What the task asks:
Extract the data exactly, missing nothing.

Data segment:
§

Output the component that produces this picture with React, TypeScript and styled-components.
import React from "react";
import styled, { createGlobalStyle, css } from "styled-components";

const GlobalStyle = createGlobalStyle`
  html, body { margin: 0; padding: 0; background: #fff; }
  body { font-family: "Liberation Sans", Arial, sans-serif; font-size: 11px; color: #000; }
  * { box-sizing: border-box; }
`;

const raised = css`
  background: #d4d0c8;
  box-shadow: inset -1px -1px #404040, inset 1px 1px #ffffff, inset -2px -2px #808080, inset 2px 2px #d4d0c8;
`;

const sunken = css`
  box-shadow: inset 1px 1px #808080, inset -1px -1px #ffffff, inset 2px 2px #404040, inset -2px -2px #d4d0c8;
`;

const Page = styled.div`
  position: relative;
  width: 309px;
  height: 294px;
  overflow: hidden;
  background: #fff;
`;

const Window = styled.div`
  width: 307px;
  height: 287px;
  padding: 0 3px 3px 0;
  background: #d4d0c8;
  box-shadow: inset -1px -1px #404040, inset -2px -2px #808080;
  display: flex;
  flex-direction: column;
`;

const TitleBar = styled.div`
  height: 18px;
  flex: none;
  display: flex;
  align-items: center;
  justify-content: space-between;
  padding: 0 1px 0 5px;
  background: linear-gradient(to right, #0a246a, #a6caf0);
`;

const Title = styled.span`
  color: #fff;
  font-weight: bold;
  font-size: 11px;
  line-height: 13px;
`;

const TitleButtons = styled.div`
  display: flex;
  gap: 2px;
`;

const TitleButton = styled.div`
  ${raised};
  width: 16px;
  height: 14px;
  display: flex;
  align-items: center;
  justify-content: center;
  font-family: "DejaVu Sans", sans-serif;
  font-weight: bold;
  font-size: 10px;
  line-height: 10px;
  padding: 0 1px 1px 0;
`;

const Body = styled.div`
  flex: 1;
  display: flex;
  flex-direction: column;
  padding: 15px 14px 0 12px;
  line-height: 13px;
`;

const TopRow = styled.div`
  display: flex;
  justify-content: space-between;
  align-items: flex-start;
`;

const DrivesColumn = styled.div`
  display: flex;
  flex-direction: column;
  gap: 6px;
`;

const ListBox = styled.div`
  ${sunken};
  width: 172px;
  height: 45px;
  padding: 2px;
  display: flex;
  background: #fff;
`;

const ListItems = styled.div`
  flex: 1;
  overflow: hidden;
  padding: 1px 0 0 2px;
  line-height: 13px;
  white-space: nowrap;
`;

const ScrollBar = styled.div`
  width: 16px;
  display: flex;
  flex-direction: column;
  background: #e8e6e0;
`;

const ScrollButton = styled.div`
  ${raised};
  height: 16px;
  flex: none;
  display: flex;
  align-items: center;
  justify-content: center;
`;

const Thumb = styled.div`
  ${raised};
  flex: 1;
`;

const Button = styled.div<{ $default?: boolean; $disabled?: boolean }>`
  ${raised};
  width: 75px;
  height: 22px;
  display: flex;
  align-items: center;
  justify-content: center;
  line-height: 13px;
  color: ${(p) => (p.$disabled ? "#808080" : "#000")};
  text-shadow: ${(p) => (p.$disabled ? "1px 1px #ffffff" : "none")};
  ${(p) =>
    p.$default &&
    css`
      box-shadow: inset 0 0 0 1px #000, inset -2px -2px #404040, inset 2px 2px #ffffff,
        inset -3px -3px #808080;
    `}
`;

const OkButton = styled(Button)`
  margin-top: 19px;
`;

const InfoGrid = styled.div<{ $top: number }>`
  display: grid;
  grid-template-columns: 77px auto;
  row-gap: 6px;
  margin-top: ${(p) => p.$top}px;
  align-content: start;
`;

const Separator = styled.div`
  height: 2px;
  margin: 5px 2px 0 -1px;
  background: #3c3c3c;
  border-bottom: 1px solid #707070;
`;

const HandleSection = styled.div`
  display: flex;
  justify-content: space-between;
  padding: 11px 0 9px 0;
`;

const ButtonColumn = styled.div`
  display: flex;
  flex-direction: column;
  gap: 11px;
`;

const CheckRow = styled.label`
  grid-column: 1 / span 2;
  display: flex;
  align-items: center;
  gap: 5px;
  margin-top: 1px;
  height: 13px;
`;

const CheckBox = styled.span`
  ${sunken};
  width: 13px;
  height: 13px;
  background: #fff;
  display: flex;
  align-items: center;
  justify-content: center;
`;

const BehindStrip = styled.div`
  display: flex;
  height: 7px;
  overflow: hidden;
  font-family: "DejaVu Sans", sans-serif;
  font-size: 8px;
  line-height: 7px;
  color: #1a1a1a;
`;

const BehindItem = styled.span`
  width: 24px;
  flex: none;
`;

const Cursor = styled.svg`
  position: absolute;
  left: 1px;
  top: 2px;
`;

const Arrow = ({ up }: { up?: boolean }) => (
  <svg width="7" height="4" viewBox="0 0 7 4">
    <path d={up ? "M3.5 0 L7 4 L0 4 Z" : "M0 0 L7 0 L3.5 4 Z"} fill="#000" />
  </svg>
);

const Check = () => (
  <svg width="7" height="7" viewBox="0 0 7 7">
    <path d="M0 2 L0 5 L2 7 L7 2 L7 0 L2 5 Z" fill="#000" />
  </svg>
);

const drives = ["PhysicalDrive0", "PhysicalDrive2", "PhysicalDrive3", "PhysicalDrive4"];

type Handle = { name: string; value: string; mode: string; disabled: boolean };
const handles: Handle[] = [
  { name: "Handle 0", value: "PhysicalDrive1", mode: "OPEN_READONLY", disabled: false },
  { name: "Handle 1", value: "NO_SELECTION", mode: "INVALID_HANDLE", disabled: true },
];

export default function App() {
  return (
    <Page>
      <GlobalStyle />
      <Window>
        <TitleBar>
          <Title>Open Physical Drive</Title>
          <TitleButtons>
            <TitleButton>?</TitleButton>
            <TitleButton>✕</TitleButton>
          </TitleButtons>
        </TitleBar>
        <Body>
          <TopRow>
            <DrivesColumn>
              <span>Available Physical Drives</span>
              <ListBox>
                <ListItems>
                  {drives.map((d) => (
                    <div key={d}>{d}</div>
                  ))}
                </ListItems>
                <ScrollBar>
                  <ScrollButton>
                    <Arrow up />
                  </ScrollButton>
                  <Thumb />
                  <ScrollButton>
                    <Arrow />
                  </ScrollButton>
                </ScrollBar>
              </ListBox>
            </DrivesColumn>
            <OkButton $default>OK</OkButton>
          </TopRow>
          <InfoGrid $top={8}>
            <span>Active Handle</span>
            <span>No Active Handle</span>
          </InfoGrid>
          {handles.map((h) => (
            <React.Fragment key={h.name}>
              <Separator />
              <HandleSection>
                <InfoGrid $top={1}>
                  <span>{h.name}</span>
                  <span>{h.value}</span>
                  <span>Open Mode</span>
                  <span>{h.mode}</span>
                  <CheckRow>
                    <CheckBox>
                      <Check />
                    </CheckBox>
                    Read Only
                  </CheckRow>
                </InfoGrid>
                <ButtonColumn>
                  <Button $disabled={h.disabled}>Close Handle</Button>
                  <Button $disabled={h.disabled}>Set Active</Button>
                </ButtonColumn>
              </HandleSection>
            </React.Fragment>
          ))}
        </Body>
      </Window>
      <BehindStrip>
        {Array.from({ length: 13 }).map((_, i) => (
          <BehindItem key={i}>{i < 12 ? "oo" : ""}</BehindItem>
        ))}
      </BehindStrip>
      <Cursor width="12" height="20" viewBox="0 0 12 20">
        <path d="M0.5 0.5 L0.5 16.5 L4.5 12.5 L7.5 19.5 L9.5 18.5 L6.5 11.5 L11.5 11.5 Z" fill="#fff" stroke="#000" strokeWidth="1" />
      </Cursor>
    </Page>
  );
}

§

Full response:
Output the component that produces this picture with React, TypeScript and styled-components.
import React from "react";
import styled, { createGlobalStyle, css } from "styled-components";

const GlobalStyle = createGlobalStyle`
  html, body { margin: 0; padding: 0; background: #fff; }
  body { font-family: "Liberation Sans", Arial, sans-serif; font-size: 11px; color: #000; }
  * { box-sizing: border-box; }
`;

const raised = css`
  background: #d4d0c8;
  box-shadow: inset -1px -1px #404040, inset 1px 1px #ffffff, inset -2px -2px #808080, inset 2px 2px #d4d0c8;
`;

const sunken = css`
  box-shadow: inset 1px 1px #808080, inset -1px -1px #ffffff, inset 2px 2px #404040, inset -2px -2px #d4d0c8;
`;

const Page = styled.div`
  position: relative;
  width: 309px;
  height: 294px;
  overflow: hidden;
  background: #fff;
`;

const Window = styled.div`
  width: 307px;
  height: 287px;
  padding: 0 3px 3px 0;
  background: #d4d0c8;
  box-shadow: inset -1px -1px #404040, inset -2px -2px #808080;
  display: flex;
  flex-direction: column;
`;

const TitleBar = styled.div`
  height: 18px;
  flex: none;
  display: flex;
  align-items: center;
  justify-content: space-between;
  padding: 0 1px 0 5px;
  background: linear-gradient(to right, #0a246a, #a6caf0);
`;

const Title = styled.span`
  color: #fff;
  font-weight: bold;
  font-size: 11px;
  line-height: 13px;
`;

const TitleButtons = styled.div`
  display: flex;
  gap: 2px;
`;

const TitleButton = styled.div`
  ${raised};
  width: 16px;
  height: 14px;
  display: flex;
  align-items: center;
  justify-content: center;
  font-family: "DejaVu Sans", sans-serif;
  font-weight: bold;
  font-size: 10px;
  line-height: 10px;
  padding: 0 1px 1px 0;
`;

const Body = styled.div`
  flex: 1;
  display: flex;
  flex-direction: column;
  padding: 15px 14px 0 12px;
  line-height: 13px;
`;

const TopRow = styled.div`
  display: flex;
  justify-content: space-between;
  align-items: flex-start;
`;

const DrivesColumn = styled.div`
  display: flex;
  flex-direction: column;
  gap: 6px;
`;

const ListBox = styled.div`
  ${sunken};
  width: 172px;
  height: 45px;
  padding: 2px;
  display: flex;
  background: #fff;
`;

const ListItems = styled.div`
  flex: 1;
  overflow: hidden;
  padding: 1px 0 0 2px;
  line-height: 13px;
  white-space: nowrap;
`;

const ScrollBar = styled.div`
  width: 16px;
  display: flex;
  flex-direction: column;
  background: #e8e6e0;
`;

const ScrollButton = styled.div`
  ${raised};
  height: 16px;
  flex: none;
  display: flex;
  align-items: center;
  justify-content: center;
`;

const Thumb = styled.div`
  ${raised};
  flex: 1;
`;

const Button = styled.div<{ $default?: boolean; $disabled?: boolean }>`
  ${raised};
  width: 75px;
  height: 22px;
  display: flex;
  align-items: center;
  justify-content: center;
  line-height: 13px;
  color: ${(p) => (p.$disabled ? "#808080" : "#000")};
  text-shadow: ${(p) => (p.$disabled ? "1px 1px #ffffff" : "none")};
  ${(p) =>
    p.$default &&
    css`
      box-shadow: inset 0 0 0 1px #000, inset -2px -2px #404040, inset 2px 2px #ffffff,
        inset -3px -3px #808080;
    `}
`;

const OkButton = styled(Button)`
  margin-top: 19px;
`;

const InfoGrid = styled.div<{ $top: number }>`
  display: grid;
  grid-template-columns: 77px auto;
  row-gap: 6px;
  margin-top: ${(p) => p.$top}px;
  align-content: start;
`;

const Separator = styled.div`
  height: 2px;
  margin: 5px 2px 0 -1px;
  background: #3c3c3c;
  border-bottom: 1px solid #707070;
`;

const HandleSection = styled.div`
  display: flex;
  justify-content: space-between;
  padding: 11px 0 9px 0;
`;

const ButtonColumn = styled.div`
  display: flex;
  flex-direction: column;
  gap: 11px;
`;

const CheckRow = styled.label`
  grid-column: 1 / span 2;
  display: flex;
  align-items: center;
  gap: 5px;
  margin-top: 1px;
  height: 13px;
`;

const CheckBox = styled.span`
  ${sunken};
  width: 13px;
  height: 13px;
  background: #fff;
  display: flex;
  align-items: center;
  justify-content: center;
`;

const BehindStrip = styled.div`
  display: flex;
  height: 7px;
  overflow: hidden;
  font-family: "DejaVu Sans", sans-serif;
  font-size: 8px;
  line-height: 7px;
  color: #1a1a1a;
`;

const BehindItem = styled.span`
  width: 24px;
  flex: none;
`;

const Cursor = styled.svg`
  position: absolute;
  left: 1px;
  top: 2px;
`;

const Arrow = ({ up }: { up?: boolean }) => (
  <svg width="7" height="4" viewBox="0 0 7 4">
    <path d={up ? "M3.5 0 L7 4 L0 4 Z" : "M0 0 L7 0 L3.5 4 Z"} fill="#000" />
  </svg>
);

const Check = () => (
  <svg width="7" height="7" viewBox="0 0 7 7">
    <path d="M0 2 L0 5 L2 7 L7 2 L7 0 L2 5 Z" fill="#000" />
  </svg>
);

const drives = ["PhysicalDrive0", "PhysicalDrive2", "PhysicalDrive3", "PhysicalDrive4"];

type Handle = { name: string; value: string; mode: string; disabled: boolean };
const handles: Handle[] = [
  { name: "Handle 0", value: "PhysicalDrive1", mode: "OPEN_READONLY", disabled: false },
  { name: "Handle 1", value: "NO_SELECTION", mode: "INVALID_HANDLE", disabled: true },
];

export default function App() {
  return (
    <Page>
      <GlobalStyle />
      <Window>
        <TitleBar>
          <Title>Open Physical Drive</Title>
          <TitleButtons>
            <TitleButton>?</TitleButton>
            <TitleButton>✕</TitleButton>
          </TitleButtons>
        </TitleBar>
        <Body>
          <TopRow>
            <DrivesColumn>
              <span>Available Physical Drives</span>
              <ListBox>
                <ListItems>
                  {drives.map((d) => (
                    <div key={d}>{d}</div>
                  ))}
                </ListItems>
                <ScrollBar>
                  <ScrollButton>
                    <Arrow up />
                  </ScrollButton>
                  <Thumb />
                  <ScrollButton>
                    <Arrow />
                  </ScrollButton>
                </ScrollBar>
              </ListBox>
            </DrivesColumn>
            <OkButton $default>OK</OkButton>
          </TopRow>
          <InfoGrid $top={8}>
            <span>Active Handle</span>
            <span>No Active Handle</span>
          </InfoGrid>
          {handles.map((h) => (
            <React.Fragment key={h.name}>
              <Separator />
              <HandleSection>
                <InfoGrid $top={1}>
                  <span>{h.name}</span>
                  <span>{h.value}</span>
                  <span>Open Mode</span>
                  <span>{h.mode}</span>
                  <CheckRow>
                    <CheckBox>
                      <Check />
                    </CheckBox>
                    Read Only
                  </CheckRow>
                </InfoGrid>
                <ButtonColumn>
                  <Button $disabled={h.disabled}>Close Handle</Button>
                  <Button $disabled={h.disabled}>Set Active</Button>
                </ButtonColumn>
              </HandleSection>
            </React.Fragment>
          ))}
        </Body>
      </Window>
      <BehindStrip>
        {Array.from({ length: 13 }).map((_, i) => (
          <BehindItem key={i}>{i < 12 ? "oo" : ""}</BehindItem>
        ))}
      </BehindStrip>
      <Cursor width="12" height="20" viewBox="0 0 12 20">
        <path d="M0.5 0.5 L0.5 16.5 L4.5 12.5 L7.5 19.5 L9.5 18.5 L6.5 11.5 L11.5 11.5 Z" fill="#fff" stroke="#000" strokeWidth="1" />
      </Cursor>
    </Page>
  );
}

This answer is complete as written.